A heavier tool makes more sense when the work has formal approvals, lots of dependencies, or several layers of reporting. At that point, the team is no longer choosing between nice options. It needs a system that can hold more structure without falling apart.
Final verdict
For beginners, the best project management software is the one that stays readable after the first month of real use. Simplicity is not a downgrade. It is what keeps the board useful once the team gets busy.
If the goal is the fastest start, Trello is the cleanest first choice. If the work belongs to a small team and ownership matters, Asana is a strong middle ground. If the workflow will grow into tasks, docs, and more structure, ClickUp is the broader option. Notion works when notes and tasks need to live together. monday.com fits teams that want templates and a guided layout. Airtable is for work that behaves like structured records.

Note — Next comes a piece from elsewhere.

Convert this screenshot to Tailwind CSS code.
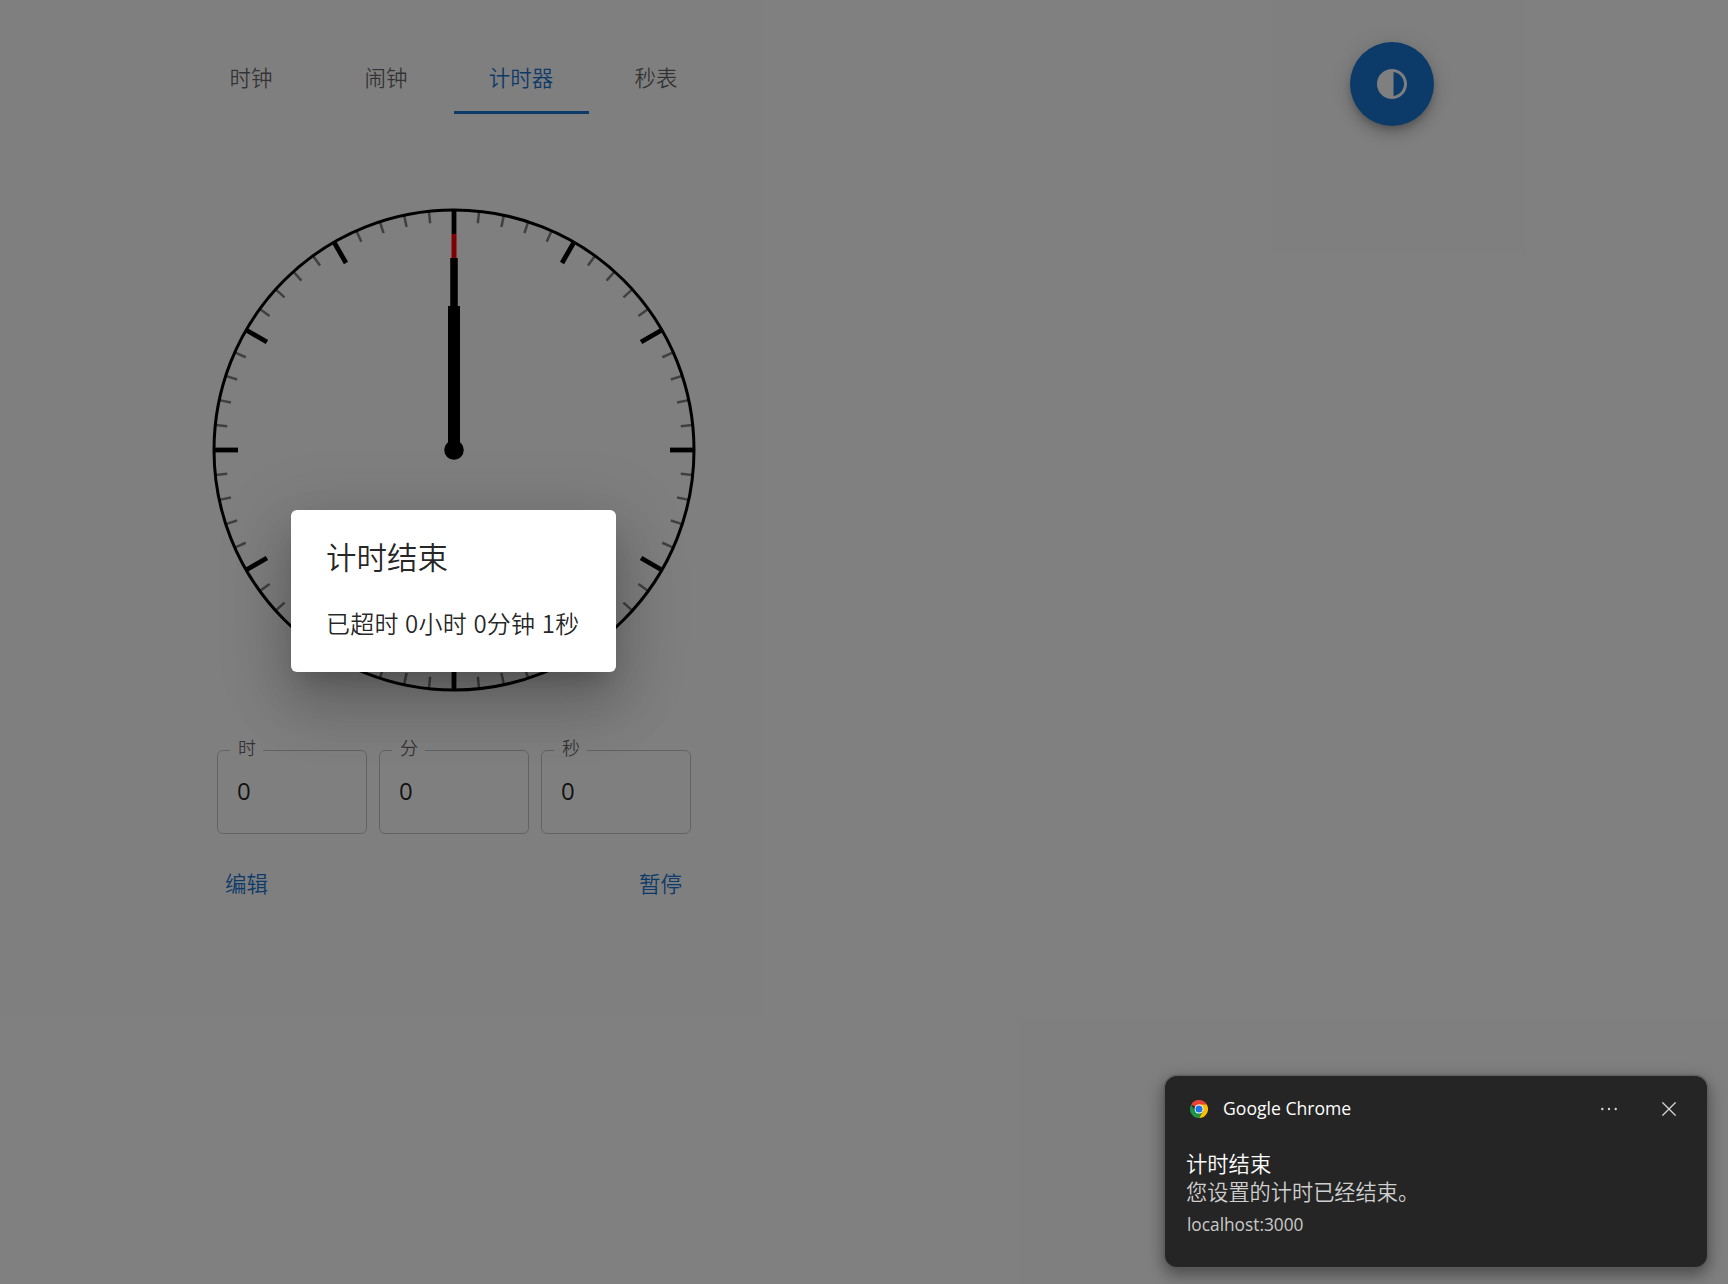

The right answer is not the tool with the longest feature list. It is the one the team can keep clean without turning management of the software into a second job.
FAQ
What is the easiest project management software for beginners?
Trello is usually the easiest starting point because the board is simple to understand and quick to set up.
How many columns should a beginner board have?
Three to six is enough for most beginner setups. More than that often slows scanning and adds clutter.
Should a beginner use automation right away?
No. Start with a manual workflow first. Add automation only after the team is using the board smoothly.
Is a spreadsheet enough instead?
A spreadsheet works for a simple list. A project management tool is better when work needs ownership, status changes, checklists, and handoffs.
Which tool is best for a small team?
Asana is often the easiest middle ground for a small team that needs clear assignment and status tracking without a heavy setup.